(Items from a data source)
+---+
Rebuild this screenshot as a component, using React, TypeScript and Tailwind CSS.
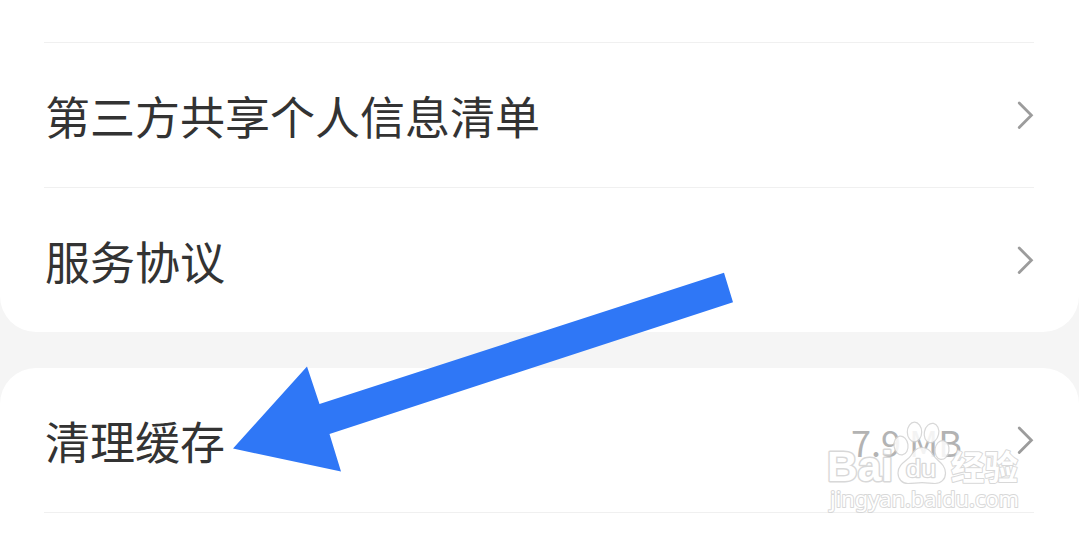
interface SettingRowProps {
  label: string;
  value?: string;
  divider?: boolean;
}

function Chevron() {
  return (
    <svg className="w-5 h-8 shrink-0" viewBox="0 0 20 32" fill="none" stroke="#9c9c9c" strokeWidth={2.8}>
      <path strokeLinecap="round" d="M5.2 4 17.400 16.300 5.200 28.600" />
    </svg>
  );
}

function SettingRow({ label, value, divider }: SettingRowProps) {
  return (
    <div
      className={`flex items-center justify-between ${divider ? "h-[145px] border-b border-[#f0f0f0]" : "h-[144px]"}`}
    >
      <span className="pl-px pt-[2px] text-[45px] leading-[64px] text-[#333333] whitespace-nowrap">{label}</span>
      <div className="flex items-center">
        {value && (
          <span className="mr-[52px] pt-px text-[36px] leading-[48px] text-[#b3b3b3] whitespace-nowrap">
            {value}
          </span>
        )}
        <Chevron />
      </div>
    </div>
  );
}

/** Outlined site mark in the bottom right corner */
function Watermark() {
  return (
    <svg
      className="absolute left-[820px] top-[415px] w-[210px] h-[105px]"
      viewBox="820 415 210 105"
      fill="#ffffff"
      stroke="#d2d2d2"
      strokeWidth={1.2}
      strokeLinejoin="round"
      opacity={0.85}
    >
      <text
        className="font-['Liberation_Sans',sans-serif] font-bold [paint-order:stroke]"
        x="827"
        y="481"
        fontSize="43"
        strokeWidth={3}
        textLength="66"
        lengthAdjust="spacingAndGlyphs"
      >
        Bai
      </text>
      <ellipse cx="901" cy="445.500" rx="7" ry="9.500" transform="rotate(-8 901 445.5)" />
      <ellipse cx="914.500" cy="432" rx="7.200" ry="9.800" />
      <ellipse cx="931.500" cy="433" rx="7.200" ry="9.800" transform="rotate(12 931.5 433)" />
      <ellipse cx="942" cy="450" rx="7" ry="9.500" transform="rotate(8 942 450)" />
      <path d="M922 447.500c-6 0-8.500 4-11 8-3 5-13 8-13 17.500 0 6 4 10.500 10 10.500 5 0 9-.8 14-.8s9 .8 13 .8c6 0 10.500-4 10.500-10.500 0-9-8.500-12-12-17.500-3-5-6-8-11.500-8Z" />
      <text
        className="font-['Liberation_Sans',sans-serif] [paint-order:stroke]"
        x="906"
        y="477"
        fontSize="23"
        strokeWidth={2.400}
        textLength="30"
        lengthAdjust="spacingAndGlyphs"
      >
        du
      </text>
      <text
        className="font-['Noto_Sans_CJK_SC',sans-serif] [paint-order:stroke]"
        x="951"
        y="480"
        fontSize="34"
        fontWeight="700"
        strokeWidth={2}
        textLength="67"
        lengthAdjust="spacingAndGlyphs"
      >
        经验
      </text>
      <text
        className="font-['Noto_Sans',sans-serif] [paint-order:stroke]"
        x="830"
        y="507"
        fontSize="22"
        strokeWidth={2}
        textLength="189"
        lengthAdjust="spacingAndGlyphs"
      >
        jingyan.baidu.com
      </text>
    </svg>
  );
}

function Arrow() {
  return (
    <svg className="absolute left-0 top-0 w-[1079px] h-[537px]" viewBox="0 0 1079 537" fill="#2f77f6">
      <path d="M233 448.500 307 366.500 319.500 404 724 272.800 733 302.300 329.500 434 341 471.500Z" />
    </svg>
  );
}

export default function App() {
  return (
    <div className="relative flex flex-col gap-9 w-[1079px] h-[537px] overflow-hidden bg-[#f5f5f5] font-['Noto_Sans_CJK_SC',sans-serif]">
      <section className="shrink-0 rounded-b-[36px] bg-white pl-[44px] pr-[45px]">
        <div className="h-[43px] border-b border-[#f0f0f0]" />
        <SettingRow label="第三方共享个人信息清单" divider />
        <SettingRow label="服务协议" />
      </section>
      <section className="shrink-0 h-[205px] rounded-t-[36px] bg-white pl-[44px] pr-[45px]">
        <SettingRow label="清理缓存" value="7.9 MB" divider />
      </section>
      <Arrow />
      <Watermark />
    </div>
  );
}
+---+
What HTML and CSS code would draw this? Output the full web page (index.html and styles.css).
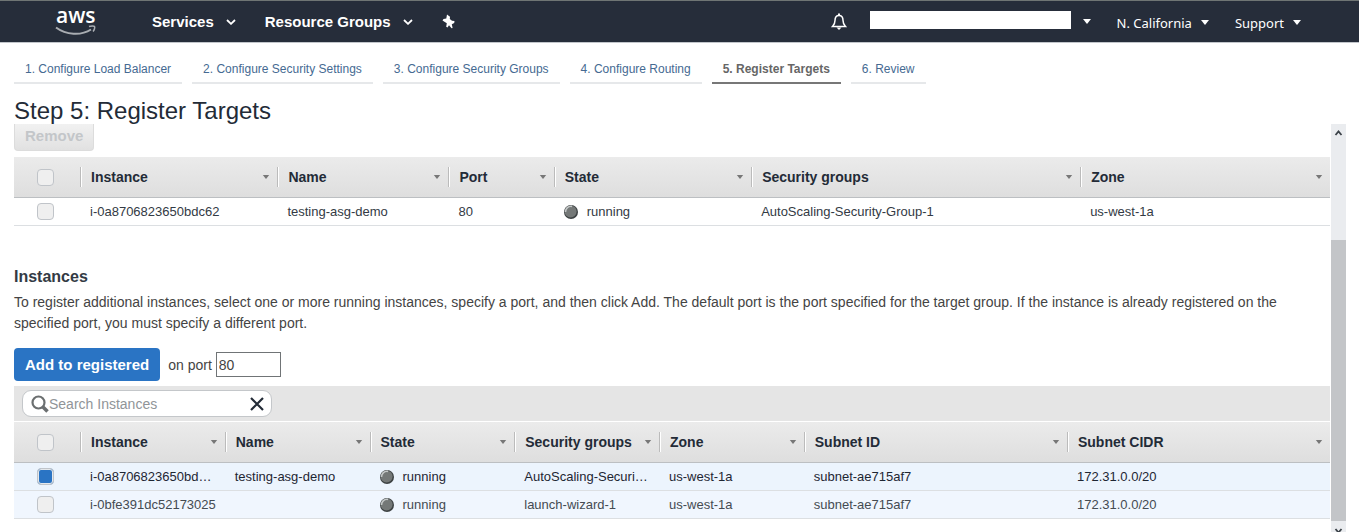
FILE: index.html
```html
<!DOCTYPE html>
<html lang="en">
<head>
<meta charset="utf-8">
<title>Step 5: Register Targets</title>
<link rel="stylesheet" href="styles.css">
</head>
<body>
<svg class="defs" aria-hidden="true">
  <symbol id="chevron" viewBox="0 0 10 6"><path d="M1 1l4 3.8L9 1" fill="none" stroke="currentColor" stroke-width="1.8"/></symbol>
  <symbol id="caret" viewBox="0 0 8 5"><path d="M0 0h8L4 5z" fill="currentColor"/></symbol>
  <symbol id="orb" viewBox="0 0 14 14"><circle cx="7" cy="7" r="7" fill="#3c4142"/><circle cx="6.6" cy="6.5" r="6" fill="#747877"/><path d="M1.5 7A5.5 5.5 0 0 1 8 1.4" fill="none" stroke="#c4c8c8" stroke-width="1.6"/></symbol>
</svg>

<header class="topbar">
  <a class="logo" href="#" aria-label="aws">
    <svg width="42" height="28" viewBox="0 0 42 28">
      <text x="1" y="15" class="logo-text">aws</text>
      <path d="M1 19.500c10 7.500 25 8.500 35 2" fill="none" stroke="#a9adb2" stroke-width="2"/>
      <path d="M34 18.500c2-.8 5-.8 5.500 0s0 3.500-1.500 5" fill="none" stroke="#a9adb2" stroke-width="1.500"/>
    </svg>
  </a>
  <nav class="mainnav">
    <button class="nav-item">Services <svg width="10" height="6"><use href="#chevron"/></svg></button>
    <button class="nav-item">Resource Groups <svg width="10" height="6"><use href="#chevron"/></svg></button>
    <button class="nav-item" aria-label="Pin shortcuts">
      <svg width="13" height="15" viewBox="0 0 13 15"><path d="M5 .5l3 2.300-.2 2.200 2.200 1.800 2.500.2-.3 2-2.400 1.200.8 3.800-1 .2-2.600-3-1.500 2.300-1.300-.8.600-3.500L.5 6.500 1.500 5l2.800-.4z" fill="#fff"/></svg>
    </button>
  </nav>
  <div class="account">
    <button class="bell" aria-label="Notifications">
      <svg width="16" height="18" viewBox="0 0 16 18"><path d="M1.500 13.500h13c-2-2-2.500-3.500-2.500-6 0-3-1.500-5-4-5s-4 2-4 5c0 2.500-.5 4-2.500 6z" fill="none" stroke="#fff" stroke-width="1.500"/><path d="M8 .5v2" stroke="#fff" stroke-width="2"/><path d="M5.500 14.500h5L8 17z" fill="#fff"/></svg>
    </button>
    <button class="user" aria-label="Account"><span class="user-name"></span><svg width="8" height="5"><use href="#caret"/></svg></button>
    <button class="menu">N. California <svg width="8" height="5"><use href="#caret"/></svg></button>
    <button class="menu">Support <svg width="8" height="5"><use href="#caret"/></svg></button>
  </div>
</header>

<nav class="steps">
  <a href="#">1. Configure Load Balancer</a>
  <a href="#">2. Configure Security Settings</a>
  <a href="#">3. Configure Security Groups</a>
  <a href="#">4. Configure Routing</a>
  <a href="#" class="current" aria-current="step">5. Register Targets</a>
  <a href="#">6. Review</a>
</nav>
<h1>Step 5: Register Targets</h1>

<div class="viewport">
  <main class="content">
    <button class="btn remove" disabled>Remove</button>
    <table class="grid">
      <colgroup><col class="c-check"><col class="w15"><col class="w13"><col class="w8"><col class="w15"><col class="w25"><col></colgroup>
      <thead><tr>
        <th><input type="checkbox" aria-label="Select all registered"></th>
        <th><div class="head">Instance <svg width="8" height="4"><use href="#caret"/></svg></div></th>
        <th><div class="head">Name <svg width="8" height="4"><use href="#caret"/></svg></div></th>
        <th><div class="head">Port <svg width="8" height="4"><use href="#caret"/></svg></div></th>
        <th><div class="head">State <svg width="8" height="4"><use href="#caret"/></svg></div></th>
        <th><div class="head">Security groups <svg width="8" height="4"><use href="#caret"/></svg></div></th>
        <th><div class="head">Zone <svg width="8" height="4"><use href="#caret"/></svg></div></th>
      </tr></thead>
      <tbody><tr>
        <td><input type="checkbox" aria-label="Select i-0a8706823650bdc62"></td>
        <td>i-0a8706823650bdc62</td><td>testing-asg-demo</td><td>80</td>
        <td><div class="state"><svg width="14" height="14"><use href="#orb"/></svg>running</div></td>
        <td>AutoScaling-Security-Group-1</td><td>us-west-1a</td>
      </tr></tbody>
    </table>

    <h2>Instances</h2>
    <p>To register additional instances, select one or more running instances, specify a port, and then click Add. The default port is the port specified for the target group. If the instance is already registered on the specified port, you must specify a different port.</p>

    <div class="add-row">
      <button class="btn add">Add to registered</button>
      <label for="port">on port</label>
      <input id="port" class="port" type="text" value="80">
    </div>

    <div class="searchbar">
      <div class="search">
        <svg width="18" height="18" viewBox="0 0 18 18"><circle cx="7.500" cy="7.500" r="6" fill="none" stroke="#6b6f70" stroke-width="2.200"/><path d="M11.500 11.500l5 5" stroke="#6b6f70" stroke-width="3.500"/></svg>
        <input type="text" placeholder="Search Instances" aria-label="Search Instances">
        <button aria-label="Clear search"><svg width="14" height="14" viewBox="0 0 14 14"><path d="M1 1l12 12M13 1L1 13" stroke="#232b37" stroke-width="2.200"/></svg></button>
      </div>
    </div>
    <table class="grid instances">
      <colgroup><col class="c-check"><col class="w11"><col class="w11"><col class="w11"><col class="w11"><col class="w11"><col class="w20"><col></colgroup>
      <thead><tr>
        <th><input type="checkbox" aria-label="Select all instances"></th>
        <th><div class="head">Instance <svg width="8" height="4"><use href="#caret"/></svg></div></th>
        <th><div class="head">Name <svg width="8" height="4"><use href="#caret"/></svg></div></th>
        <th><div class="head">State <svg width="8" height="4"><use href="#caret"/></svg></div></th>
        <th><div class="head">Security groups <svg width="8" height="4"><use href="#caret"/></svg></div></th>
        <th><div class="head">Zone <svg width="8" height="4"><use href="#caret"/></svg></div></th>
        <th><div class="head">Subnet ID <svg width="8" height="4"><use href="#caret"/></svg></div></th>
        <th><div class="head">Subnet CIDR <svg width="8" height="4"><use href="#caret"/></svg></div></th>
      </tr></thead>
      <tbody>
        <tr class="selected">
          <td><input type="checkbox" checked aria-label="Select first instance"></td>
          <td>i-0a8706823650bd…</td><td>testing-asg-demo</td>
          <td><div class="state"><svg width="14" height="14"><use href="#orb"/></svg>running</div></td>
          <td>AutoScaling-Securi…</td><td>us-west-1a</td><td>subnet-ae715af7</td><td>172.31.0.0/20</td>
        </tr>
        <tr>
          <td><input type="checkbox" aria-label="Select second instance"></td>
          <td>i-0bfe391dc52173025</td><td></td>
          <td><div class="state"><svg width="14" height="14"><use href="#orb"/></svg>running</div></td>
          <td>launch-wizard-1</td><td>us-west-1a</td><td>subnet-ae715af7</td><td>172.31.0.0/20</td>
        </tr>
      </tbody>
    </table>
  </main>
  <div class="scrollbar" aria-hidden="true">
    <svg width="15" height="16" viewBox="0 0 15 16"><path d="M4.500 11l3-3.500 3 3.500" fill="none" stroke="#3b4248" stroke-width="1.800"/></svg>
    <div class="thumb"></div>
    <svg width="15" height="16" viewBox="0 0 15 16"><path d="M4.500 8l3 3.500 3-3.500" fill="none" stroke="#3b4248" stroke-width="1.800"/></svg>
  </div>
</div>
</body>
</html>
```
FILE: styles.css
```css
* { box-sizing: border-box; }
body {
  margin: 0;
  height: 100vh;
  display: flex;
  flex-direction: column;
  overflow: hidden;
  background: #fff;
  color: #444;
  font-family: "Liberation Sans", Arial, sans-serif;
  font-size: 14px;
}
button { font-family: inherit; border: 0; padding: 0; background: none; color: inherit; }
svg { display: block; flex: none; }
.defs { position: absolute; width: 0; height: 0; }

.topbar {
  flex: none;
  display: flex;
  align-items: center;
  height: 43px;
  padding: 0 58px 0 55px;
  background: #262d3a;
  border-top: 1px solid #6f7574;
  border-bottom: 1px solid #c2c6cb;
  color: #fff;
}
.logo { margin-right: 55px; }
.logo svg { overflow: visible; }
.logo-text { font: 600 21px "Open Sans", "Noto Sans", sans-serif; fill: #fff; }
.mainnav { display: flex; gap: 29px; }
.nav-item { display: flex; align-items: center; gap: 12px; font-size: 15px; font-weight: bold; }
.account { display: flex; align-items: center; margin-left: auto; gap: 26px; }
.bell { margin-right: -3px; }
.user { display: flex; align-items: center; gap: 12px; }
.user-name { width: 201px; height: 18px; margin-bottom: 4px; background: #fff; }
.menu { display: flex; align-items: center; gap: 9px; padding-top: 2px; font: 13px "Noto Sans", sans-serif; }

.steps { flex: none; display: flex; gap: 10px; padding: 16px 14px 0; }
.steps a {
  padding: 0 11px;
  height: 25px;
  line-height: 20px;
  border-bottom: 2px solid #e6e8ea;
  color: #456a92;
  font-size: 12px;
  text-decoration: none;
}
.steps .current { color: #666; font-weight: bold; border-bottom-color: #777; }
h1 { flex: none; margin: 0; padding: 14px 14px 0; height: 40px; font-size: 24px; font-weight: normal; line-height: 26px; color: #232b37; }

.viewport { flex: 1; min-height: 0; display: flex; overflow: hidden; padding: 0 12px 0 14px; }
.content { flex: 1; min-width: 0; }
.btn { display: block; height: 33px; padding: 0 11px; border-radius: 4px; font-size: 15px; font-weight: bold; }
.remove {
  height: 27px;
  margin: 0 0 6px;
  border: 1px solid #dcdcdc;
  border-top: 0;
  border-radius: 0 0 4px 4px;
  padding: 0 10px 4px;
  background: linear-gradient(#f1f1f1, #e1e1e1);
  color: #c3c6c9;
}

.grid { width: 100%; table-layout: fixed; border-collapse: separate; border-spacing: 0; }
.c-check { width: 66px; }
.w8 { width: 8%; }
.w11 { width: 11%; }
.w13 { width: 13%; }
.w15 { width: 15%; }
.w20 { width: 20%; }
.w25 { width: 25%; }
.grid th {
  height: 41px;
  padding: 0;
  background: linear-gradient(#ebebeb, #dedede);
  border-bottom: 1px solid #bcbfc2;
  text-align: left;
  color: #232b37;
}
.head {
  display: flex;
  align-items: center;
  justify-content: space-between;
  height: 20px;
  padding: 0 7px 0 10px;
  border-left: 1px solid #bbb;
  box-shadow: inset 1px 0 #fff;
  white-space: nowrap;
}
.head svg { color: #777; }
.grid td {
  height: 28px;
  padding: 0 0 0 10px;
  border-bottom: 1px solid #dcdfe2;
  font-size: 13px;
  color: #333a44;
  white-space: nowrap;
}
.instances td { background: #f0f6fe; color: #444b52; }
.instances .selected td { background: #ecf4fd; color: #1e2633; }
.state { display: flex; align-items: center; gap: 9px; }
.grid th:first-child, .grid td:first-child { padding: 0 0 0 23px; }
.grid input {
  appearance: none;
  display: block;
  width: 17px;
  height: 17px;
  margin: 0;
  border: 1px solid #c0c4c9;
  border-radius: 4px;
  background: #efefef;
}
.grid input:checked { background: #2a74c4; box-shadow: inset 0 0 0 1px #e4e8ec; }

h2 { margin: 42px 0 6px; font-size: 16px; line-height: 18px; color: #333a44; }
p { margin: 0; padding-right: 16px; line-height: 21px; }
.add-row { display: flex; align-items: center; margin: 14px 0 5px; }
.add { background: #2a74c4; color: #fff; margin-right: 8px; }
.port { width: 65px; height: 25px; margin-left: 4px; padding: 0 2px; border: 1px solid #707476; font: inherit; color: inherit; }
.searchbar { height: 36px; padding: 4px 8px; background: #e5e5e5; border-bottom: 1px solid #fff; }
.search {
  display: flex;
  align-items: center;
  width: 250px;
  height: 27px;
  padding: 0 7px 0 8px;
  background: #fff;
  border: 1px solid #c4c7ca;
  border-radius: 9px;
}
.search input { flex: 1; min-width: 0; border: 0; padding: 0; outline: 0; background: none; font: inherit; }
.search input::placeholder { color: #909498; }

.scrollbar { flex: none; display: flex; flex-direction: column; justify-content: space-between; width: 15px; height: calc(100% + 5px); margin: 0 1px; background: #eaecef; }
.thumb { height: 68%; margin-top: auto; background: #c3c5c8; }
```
+---+
AIM
Return every line above in which the string "styles" occurs.

EXPECTED ANSWER
What HTML and CSS code would draw this? Output the full web page (index.html and styles.css).
<link rel="stylesheet" href="styles.css">
FILE: styles.css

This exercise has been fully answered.